Identify each line in the records below that contains the word "with", and copy it.

(Records to process):
################
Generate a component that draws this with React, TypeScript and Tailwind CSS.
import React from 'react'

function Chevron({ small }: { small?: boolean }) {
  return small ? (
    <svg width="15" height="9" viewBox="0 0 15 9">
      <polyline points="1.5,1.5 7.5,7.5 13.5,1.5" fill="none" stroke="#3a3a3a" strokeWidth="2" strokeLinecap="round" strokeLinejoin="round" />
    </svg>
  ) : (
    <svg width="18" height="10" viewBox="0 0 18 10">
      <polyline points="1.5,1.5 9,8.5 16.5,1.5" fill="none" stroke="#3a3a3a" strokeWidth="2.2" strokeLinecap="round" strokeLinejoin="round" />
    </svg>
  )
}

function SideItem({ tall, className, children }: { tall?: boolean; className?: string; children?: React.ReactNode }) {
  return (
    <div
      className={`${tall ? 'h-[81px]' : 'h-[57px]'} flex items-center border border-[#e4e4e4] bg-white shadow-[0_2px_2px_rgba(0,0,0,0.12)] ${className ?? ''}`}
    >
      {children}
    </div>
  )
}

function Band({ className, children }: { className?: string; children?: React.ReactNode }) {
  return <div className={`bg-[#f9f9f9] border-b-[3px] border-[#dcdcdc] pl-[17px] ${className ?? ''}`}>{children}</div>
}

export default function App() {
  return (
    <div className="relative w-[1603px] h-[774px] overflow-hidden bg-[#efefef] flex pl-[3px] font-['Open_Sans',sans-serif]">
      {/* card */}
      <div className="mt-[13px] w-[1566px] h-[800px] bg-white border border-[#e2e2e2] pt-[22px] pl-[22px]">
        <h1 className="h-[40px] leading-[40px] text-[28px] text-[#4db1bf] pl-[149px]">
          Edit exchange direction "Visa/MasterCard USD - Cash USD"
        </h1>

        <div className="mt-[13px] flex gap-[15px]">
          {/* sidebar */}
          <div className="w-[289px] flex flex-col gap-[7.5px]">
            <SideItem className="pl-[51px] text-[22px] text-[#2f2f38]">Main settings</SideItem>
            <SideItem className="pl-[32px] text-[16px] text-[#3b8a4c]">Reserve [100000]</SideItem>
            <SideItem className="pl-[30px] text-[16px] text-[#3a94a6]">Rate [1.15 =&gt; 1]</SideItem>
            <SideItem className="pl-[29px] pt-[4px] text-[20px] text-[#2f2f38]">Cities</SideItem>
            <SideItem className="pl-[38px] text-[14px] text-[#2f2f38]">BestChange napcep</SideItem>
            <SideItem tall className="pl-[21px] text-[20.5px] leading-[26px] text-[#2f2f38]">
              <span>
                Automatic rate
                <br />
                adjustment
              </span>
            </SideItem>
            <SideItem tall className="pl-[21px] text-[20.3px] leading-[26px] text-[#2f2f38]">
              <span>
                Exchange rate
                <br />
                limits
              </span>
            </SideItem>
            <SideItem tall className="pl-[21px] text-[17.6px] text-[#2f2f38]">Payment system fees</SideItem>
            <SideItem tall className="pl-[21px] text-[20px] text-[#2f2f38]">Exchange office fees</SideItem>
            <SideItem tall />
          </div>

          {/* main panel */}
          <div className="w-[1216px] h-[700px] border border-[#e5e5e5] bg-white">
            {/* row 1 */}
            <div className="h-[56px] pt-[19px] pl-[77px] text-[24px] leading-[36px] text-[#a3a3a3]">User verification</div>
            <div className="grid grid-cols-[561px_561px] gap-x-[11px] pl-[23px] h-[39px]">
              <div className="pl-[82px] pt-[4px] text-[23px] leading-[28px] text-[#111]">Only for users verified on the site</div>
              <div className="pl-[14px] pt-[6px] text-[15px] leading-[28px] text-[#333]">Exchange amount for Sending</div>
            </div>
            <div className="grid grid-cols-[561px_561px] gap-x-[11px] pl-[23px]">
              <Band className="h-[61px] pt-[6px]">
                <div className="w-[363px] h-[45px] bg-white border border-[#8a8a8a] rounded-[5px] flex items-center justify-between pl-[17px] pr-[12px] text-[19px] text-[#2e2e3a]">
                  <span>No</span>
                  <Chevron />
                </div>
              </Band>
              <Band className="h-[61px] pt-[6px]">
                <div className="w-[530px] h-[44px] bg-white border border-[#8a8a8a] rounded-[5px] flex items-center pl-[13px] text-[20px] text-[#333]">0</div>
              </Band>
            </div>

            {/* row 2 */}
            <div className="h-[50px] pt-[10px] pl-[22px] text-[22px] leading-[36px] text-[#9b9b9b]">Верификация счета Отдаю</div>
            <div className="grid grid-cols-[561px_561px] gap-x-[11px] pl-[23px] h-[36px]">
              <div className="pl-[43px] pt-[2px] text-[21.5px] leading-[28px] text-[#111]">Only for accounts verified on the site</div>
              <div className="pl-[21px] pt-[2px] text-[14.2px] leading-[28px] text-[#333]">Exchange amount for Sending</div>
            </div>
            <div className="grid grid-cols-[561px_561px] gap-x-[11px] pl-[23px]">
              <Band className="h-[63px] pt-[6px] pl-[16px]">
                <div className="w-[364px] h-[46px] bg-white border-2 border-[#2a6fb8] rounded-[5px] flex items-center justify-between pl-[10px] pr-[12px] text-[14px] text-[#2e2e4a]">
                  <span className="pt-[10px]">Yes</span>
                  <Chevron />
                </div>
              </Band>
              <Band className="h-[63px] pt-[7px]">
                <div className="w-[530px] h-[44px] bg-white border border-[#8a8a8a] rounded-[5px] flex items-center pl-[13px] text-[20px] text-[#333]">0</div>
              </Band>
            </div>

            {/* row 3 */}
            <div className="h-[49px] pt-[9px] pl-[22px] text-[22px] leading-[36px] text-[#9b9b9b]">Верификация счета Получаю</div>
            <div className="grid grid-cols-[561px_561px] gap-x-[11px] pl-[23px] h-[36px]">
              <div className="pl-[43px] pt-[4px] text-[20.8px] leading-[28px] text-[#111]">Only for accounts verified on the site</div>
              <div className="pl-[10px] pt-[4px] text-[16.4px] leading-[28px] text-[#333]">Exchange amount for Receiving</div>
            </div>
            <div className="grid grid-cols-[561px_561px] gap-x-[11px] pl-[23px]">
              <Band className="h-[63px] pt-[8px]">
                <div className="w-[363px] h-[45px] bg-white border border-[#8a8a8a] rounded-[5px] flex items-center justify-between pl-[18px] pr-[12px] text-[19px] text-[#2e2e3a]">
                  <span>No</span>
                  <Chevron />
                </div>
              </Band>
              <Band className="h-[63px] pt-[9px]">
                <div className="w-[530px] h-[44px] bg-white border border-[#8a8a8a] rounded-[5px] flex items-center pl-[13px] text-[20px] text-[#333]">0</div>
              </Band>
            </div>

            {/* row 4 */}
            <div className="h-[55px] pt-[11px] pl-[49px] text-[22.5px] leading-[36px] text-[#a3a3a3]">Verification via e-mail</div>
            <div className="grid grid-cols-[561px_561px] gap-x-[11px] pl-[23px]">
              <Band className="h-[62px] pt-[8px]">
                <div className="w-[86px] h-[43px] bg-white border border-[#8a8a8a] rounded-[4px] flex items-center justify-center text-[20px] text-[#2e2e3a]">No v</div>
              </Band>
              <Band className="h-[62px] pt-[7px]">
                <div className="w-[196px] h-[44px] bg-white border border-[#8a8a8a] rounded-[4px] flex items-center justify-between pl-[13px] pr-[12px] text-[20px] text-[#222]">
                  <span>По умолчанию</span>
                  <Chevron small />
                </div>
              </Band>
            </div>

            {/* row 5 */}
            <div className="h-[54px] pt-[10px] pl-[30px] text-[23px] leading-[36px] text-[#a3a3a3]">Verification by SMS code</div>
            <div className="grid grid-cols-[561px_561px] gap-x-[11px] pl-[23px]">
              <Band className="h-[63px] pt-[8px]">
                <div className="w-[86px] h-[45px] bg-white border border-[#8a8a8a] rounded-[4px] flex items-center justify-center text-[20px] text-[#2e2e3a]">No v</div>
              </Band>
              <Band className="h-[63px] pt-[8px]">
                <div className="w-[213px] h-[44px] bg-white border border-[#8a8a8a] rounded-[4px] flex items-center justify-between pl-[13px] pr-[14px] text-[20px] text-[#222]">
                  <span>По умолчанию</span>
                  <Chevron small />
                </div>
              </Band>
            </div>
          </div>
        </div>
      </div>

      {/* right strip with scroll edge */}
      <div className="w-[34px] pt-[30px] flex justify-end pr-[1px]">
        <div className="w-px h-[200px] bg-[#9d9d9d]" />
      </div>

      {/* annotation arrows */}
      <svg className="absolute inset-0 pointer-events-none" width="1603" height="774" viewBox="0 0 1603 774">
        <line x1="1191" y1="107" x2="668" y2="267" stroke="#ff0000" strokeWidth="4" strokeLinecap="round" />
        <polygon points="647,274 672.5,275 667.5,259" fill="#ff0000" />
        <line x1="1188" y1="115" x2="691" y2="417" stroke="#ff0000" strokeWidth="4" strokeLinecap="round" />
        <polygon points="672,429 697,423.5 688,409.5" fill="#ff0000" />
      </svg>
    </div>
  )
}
################
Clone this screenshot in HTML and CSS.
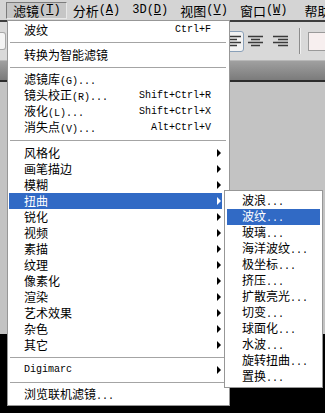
################
(Response):
Generate a component that draws this with React, TypeScript and Tailwind CSS.
      {/* right strip with scroll edge */}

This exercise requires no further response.